Interface markup and scripts:
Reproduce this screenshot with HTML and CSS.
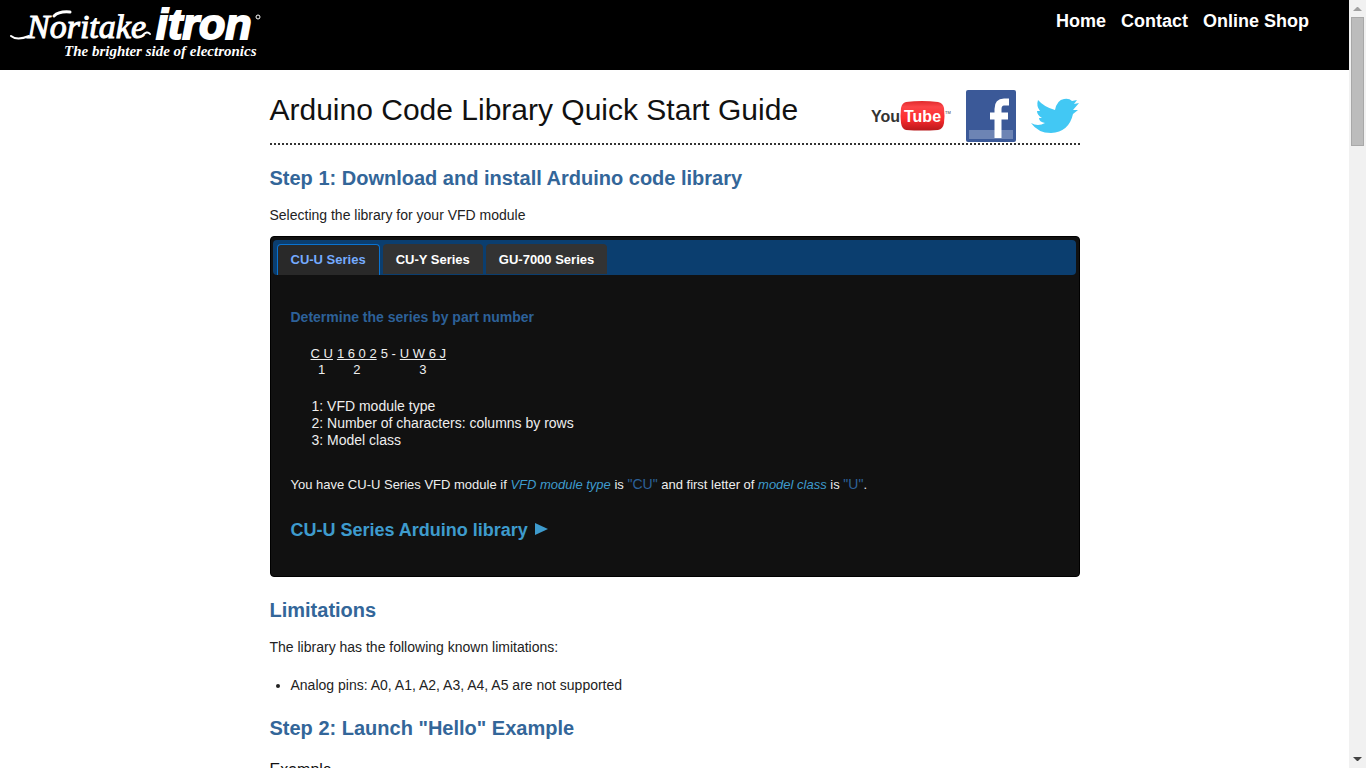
FILE: index.html
```
<!DOCTYPE html>
<html lang="en">
<head>
<meta charset="utf-8">
<title>Arduino Code Library Quick Start Guide</title>
<link rel="stylesheet" href="styles.css">
</head>
<body>
<div class="viewport">
  <div class="page">
    <header class="site-header">
      <a class="brand" href="#" aria-label="Noritake itron">
        <svg width="256" height="54" viewBox="0 0 256 54" fill="#fff">
          <g fill="none" stroke="#fff" stroke-linecap="round">
            <path d="M2 28Q8 33 20 28" stroke-width="2"/>
            <path d="M45 8Q50 3 61 4" stroke-width="3"/>
            <path d="M133 28Q138 22 141 26" stroke-width="2"/>
          </g>
          <text class="brand-script" x="18" y="30">Noritake</text>
          <text class="brand-bold" x="147" y="31">itron</text>
          <circle cx="249" cy="9" r="2" fill="none" stroke="#fff"/>
          <text class="brand-tagline" x="55" y="48">The brighter side of electronics</text>
        </svg>
      </a>
      <nav class="site-nav">
        <a href="#">Home</a>
        <a href="#">Contact</a>
        <a href="#">Online Shop</a>
      </nav>
    </header>
    <main class="content">
      <div class="title-row">
        <h1>Arduino Code Library Quick Start Guide</h1>
        <div class="social">
          <a href="#" aria-label="YouTube">
            <svg width="82" height="32" viewBox="0 0 82 32">
              <defs>
                <linearGradient id="tube" x1="0" y1="0" x2="0" y2="1">
                  <stop offset="0" stop-color="#e02a2c"/>
                  <stop offset=".2" stop-color="#fb4548"/>
                  <stop offset=".6" stop-color="#fd2b2e"/>
                  <stop offset="1" stop-color="#b8191c"/>
                </linearGradient>
              </defs>
              <path d="M36 2Q52 0 68 2Q73 3 74 8Q75 16 74 23Q73 29 68 30Q52 31 36 30Q32 29 31 23Q30 16 31 8Q32 3 36 2Z" fill="url(#tube)"/>
              <text class="tube-text" x="1" y="22" fill="#333">You</text>
              <text class="tube-text" x="34" y="22" fill="#fff">Tube</text>
              <text class="tube-mark" x="75" y="14" fill="#333">TM</text>
            </svg>
          </a>
          <a href="#" aria-label="Facebook">
            <svg width="50" height="52" viewBox="0 0 50 52">
              <rect width="50" height="52" rx="2" fill="#3b5998"/>
              <rect x="3" y="40" width="44" height="9" fill="#6d84b4"/>
              <path d="M32 48V19Q32 12 38 12H43M24 26H42" fill="none" stroke="#fff" stroke-width="7"/>
            </svg>
          </a>
          <a href="#" aria-label="Twitter">
            <svg width="50" height="36" viewBox="0 0 50 36">
              <path d="M1 25Q8 29 15 25Q9 24 9 20H12Q7 17 7 13L10 13Q6 8 8 2Q14 9 25 12Q27 2 34 1Q39 0 42 3L47 2L44 6L49 5L43 12L48 12L43 16Q39 34 21 35Q8 35 1 25Z" fill="#42c8f4"/>
            </svg>
          </a>
        </div>
      </div>

      <h2>Step 1: Download and install Arduino code library</h2>
      <p>Selecting the library for your VFD module</p>

      <section class="tabs">
        <div class="tab-bar" role="tablist">
          <button class="tab tab-active" role="tab" aria-selected="true">CU-U Series</button>
          <button class="tab" role="tab" aria-selected="false">CU-Y Series</button>
          <button class="tab" role="tab" aria-selected="false">GU-7000 Series</button>
        </div>
        <div class="tab-panel" role="tabpanel">
          <h3>Determine the series by part number</h3>
          <div class="part-number">
            <span class="part"><u>C U</u><span>1</span></span>
            <span class="part"><u>1 6 0 2</u><span>2</span></span>
            <span>5 -</span>
            <span class="part"><u>U W 6 J</u><span>3</span></span>
          </div>
          <div class="legend">
            <div>1: VFD module type</div>
            <div>2: Number of characters: columns by rows</div>
            <div>3: Model class</div>
          </div>
          <p class="rule">You have CU-U Series VFD module if <em>VFD module type</em> is <span class="value">"CU"</span> and first letter of <em>model class</em> is <span class="value">"U"</span>.</p>
          <a class="library-link" href="#">CU-U Series Arduino library
            <svg width="14" height="14" viewBox="0 0 14 14"><path d="M0 1L13 7L0 13Z" fill="#3e9bcd"/></svg></a>
        </div>
      </section>

      <h2>Limitations</h2>
      <p>The library has the following known limitations:</p>
      <ul>
        <li>Analog pins: A0, A1, A2, A3, A4, A5 are not supported</li>
      </ul>

      <h2>Step 2: Launch "Hello" Example</h2>
      <h4>Example</h4>
    </main>
  </div>
  <div class="scrollbar" aria-hidden="true">
    <svg width="17" height="17" viewBox="0 0 17 17"><path d="M4 11L8 7H9L13 11Z" fill="#a0a0a0"/></svg>
    <div class="thumb"></div>
    <svg width="17" height="17" viewBox="0 0 17 17"><path d="M4 6H13L9 10H8Z" fill="#444"/></svg>
  </div>
</div>
</body>
</html>
```

FILE: styles.css
```
* {
  box-sizing: border-box;
}

body {
  margin: 0;
  background: #fff;
  color: #222;
  font: 14px/20px "Liberation Sans", Arial, sans-serif;
}

.viewport {
  display: flex;
  height: 100vh;
  overflow: hidden;
}

.page {
  flex: 1;
  overflow: hidden;
}

.site-header {
  display: flex;
  justify-content: space-between;
  align-items: flex-start;
  height: 70px;
  padding: 8px 40px 8px 9px;
  background: #000;
}

.brand svg {
  display: block;
  overflow: visible;
}

.brand-script {
  font: italic 34px "Liberation Serif", serif;
  stroke: #fff;
}

.brand-bold {
  font: italic bold 43px "Liberation Sans", sans-serif;
  stroke: #fff;
  stroke-width: 2px;
}

.brand-tagline {
  font: italic bold 15px "Liberation Serif", serif;
}

.site-nav {
  display: flex;
  gap: 15px;
  padding-top: 3px;
}

.site-nav a {
  color: #fff;
  font-size: 18px;
  font-weight: bold;
  text-decoration: none;
}

.content {
  max-width: 810px;
  margin: 0 auto;
  padding-top: 20px;
}

.title-row {
  display: flex;
  justify-content: space-between;
  height: 55px;
  border-bottom: 2px dotted #333;
}

h1 {
  margin: 0;
  color: #111;
  font-size: 30px;
  font-weight: normal;
  line-height: 40px;
}

.social {
  display: flex;
  align-items: center;
  gap: 14px;
  height: 52px;
}

.social svg {
  display: block;
}

.tube-text {
  font: bold 16px "Liberation Sans", sans-serif;
}

.tube-mark {
  font: 4px "Liberation Sans", sans-serif;
}

h2 {
  margin: 20px 0 14px;
  color: #369;
  font-size: 20px;
  line-height: 26px;
}

p {
  margin: 0;
  line-height: 20px;
}

.tabs {
  margin-top: 11px;
  padding: 3px 3px 3px 2px;
  border: 1px solid #000;
  border-radius: 4px;
  background: #111;
  color: #eee;
}

.tab-bar {
  display: flex;
  gap: 3px;
  height: 35px;
  padding: 4px 4px 0;
  border-radius: 4px;
  background: #0b3e6f;
}

.tab {
  height: 30px;
  padding: 0 13px;
  border: 0;
  border-radius: 4px 4px 0 0;
  background: #333;
  color: #fff;
  font: bold 13px "Liberation Sans", Arial, sans-serif;
}

.tab-active {
  height: 31px;
  padding: 0 13px 1px;
  border: 1px solid #0972d0;
  border-bottom: 0;
  background: #292929;
  color: #75abff;
}

.tab-panel {
  padding: 32px 18px 31px;
}

h3 {
  margin: 0 0 19px;
  color: #2d6199;
  font-size: 14px;
  line-height: 20px;
}

.part-number {
  display: flex;
  gap: 4px;
  padding-left: 20px;
  font-size: 13px;
  line-height: 16px;
}

.part {
  display: grid;
  justify-items: center;
}

.legend {
  margin: 20px 0 25px 21px;
  line-height: 17px;
}

.rule {
  font-size: 13px;
}

.rule em {
  color: #3e9bcd;
}

.value {
  color: #2d6199;
  font-size: 14px;
}

.library-link {
  display: inline-block;
  margin-top: 23px;
  color: #3e9bcd;
  font-size: 18px;
  font-weight: bold;
  line-height: 24px;
  text-decoration: none;
}

.library-link svg {
  margin-left: 2px;
}

ul {
  margin: 18px 0 0;
  padding-left: 21px;
}

h4 {
  margin: 0;
  padding-top: 5px;
  color: #111;
  font-size: 16px;
  font-weight: normal;
}

.scrollbar {
  display: flex;
  flex-direction: column;
  width: 17px;
  background: #f1f1f1;
}

.scrollbar svg {
  display: block;
}

.thumb {
  height: 129px;
  margin: 0 2px auto;
  border: 1px solid #a8a8a8;
  background: #bcbcbc;
}
```
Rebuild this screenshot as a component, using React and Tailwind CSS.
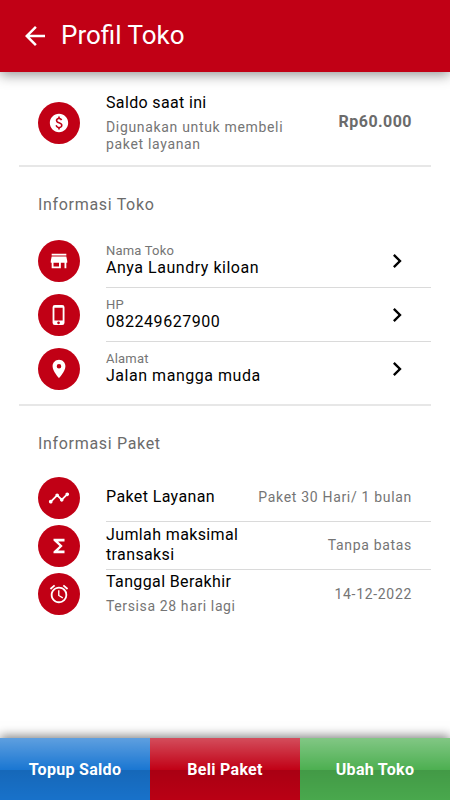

## The exercise
Which lines include the word "this"? Copy every one of them.

## Solution
Reproduce this screenshot with HTML and CSS.
Rebuild this screenshot as a component, using React and Tailwind CSS.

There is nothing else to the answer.